Back in February when the remake of RoboCop was due to hit cinemas, I wrote a thing about other films that saw people being brought back from the dead to become super soldiers in the fight against... well, various things. Now, all of them did at least have characters who had to endure death before being returned to active duty by means of medical science, but there is an alternate route to the front line as soldiers of resurrection: time loops.
We've seen this type of chrono-japery before in movies and TV before. The easiest example to spring to mind is, of course, Groundhog Day, where one man experienced the same day over and over again until he basically got it right. It's a great idea that has, rather fittingly, popped up again and again in various forms, both long and short. The X-Files did it, Stargate SG-1 did it, and Source Code did it.
Another place it cropped up was in the pages of Hiroshi Sakurazaka's 2004 light novel All You Need is Kill, in which an inexperienced soldier is dropped into huge battle minutes before he and everyone else is wiped out... only to wake up almost immediately at the beginning of the day, before deployment. Effectively, he is forced to get good or get dead.
Well, it's ten years after the novel's original publication and Warner Bros. are about to deploy their big screen adaptation of the novel into cinemas. Re-titled as the more generic Edge of Tomorrow, the sf actioner comes from director Doug Liman, who previously gave us action adaptations The Bourne Identity (good) and Jumper (not so good). Liman has also lined himself up a pretty decent cast, themselves no stranger to the territory of the film.
Tom Cruise (of Mission: Impossible, Oblivion and other things in which he runs) stars as Major William Cage; Emily Blunt (of Looper and The Adjustment Bureau) stars as Special Forces operative Rita Vrataski; and Bill Paxton (of Aliens, The Terminator and Predator 2) stars as General Farrell Bartolome.

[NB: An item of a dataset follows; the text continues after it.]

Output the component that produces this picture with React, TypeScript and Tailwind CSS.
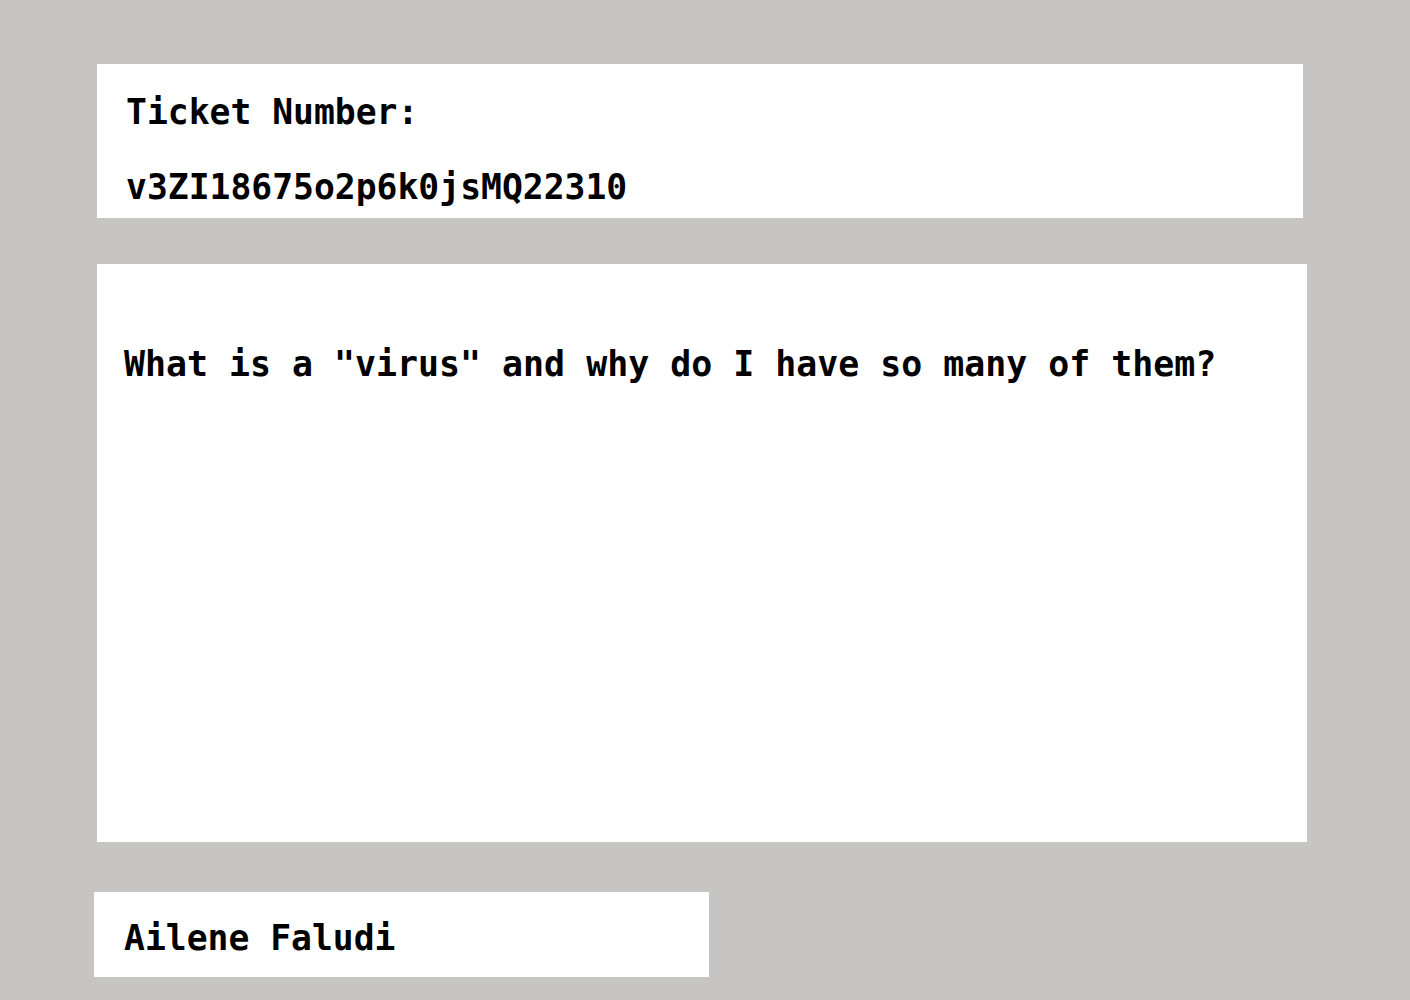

In anticipation of this big release, Warner Bros. have released a new trailer for Edge of Tomorrow, showcasing a great amount of the epic action and temporal shifting in the film. Honestly, it shows rather too much of it all, rather like they're trying too hard to sell all the big stuff, all whilst still coming off like they're taking tips from the Battle Los Angeles trailer. Edge of Tomorrow looks entertaining enough. Just wish they had the confidence in their project to tantalise rather than browbeat.